CHANG Yu-Chen Lancaster University

Direct Measurement of Confined Electron States in Highly-Uniform Carbon-doped GaAs Quantum Dots

We demonstrate a novel p-type GaAs/AlGaAs quantum dots (QDs) structure. The recombination between confined electrons and photo-excited holes bound to carbon acceptors has numerous advantages for directly investigating the novel physical phenomena in semiconductor nanostructures. Since the bound-hole energy is very well defined, photoluminescence (PL) is a direct measurement of the energy spectrum of the confined electron states, and localisation of the hole relaxes k-conservation rules such that the entire electronic density of states can be understood.

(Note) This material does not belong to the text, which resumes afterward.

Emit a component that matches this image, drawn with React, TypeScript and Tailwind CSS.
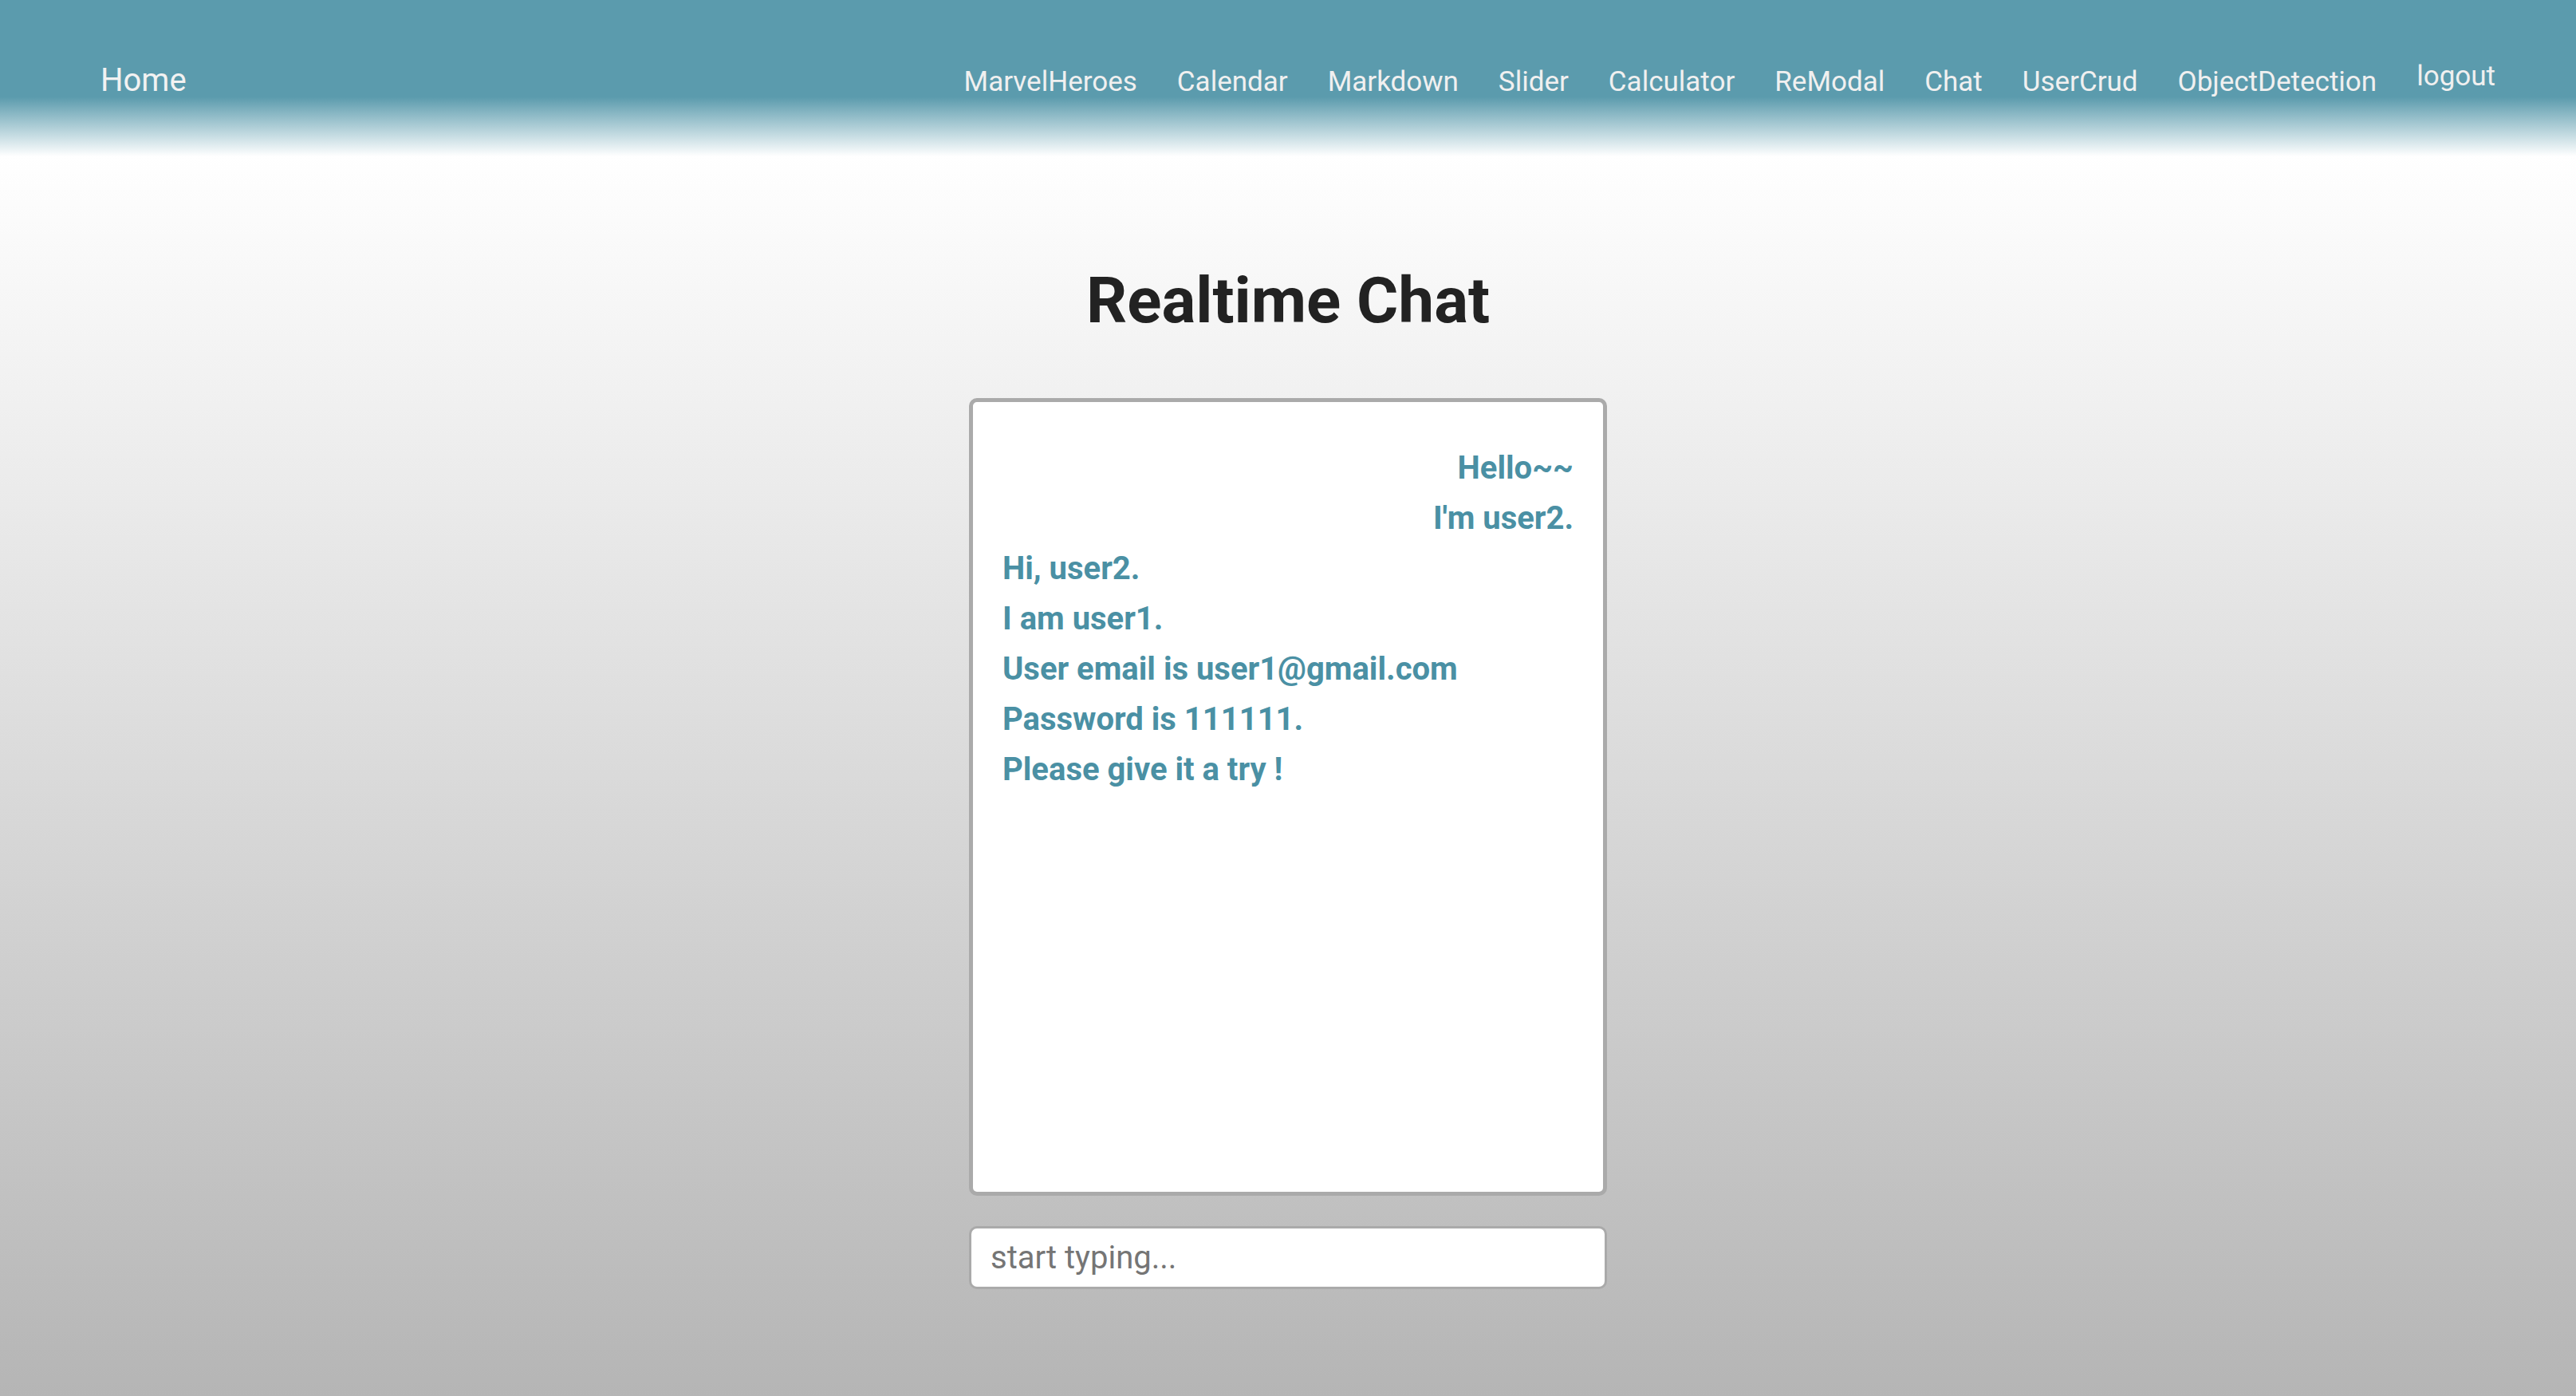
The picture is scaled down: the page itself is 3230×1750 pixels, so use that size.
import React from "react";

const links = [
  "MarvelHeroes",
  "Calendar",
  "Markdown",
  "Slider",
  "Calculator",
  "ReModal",
  "Chat",
  "UserCrud",
  "ObjectDetection",
];

const messages = [
  { text: "Hello~~", mine: true },
  { text: "I'm user2.", mine: true },
  { text: "Hi, user2.", mine: false },
  { text: "I am user1.", mine: false },
  { text: "User email is user1@gmail.com", mine: false },
  { text: "Password is 111111.", mine: false },
  { text: "Please give it a try !", mine: false },
];

const App: React.FC = () => {
  return (
    <div
      className="min-h-[1750px] w-full bg-[linear-gradient(to_bottom,#ffffff_11%,#b5b5b5_100%)]"
      style={{ fontFamily: "Roboto, 'Noto Sans', sans-serif" }}
    >
      <header className="h-[196px] bg-[linear-gradient(to_bottom,#5b9bad_0%,#5b9bad_62%,rgba(91,155,173,0)_100%)]">
        <nav className="flex items-baseline justify-between pl-[126px] pr-[101px] pt-[77px]">
          <a className="text-[40px] leading-[48px] text-[#f2f2f2]">Home</a>
          <ul className="flex items-baseline gap-[50px]">
            {links.map((l) => (
              <li key={l} className="text-[35px] leading-[40px] text-[#f0f0f0]">
                {l}
              </li>
            ))}
            <li className="-translate-y-[7px] text-[35px] leading-[40px] text-[#f0f0f0]">
              logout
            </li>
          </ul>
        </nav>
      </header>

      <main className="flex flex-col items-center">
        <h1 className="mt-[133px] text-[80px] font-bold leading-[96px] text-[#222222]">
          Realtime Chat
        </h1>
        <div className="mt-[74px] h-[1000px] w-[800px] rounded-[10px] border-[5px] border-[#aaaaaa] bg-white px-[37px] pt-[51px]">
          {messages.map((m, i) => (
            <p
              key={i}
              className={`text-[40px] font-bold leading-[63px] text-[#4a90a4] ${
                m.mine ? "text-right" : "text-left"
              }`}
            >
              {m.text}
            </p>
          ))}
        </div>
        <input
          placeholder="start typing..."
          className="mt-[38px] h-[79px] w-[800px] rounded-[10px] border-[3px] border-[#aaaaaa] bg-white px-[24px] text-[40px] text-[#333] outline-none placeholder:text-[#757575]"
        />
      </main>
    </div>
  );
};

export default App;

This approach was used very successfully by Kukushkin to probe the physics of two-dimensional electron systems, leading to optical observation of Landau levels, Shubnikov-de Haas oscillations, the fractional quantum Hall effect and Wigner crystallisation. However, despite the intense interest in the physics and applications of low-dimensional semiconductors, there is no equivalent work involving zero-dimensional (quantum-dot) structures. Our novel zero-dimensional electron system comprises highly-uniform GaAs/AlGaAs quantum dots with carbon acceptors embedded in a 100-period GaAs/AlAs superlattice structure, grown by molecular beam epitaxy using the droplet epitaxy approach.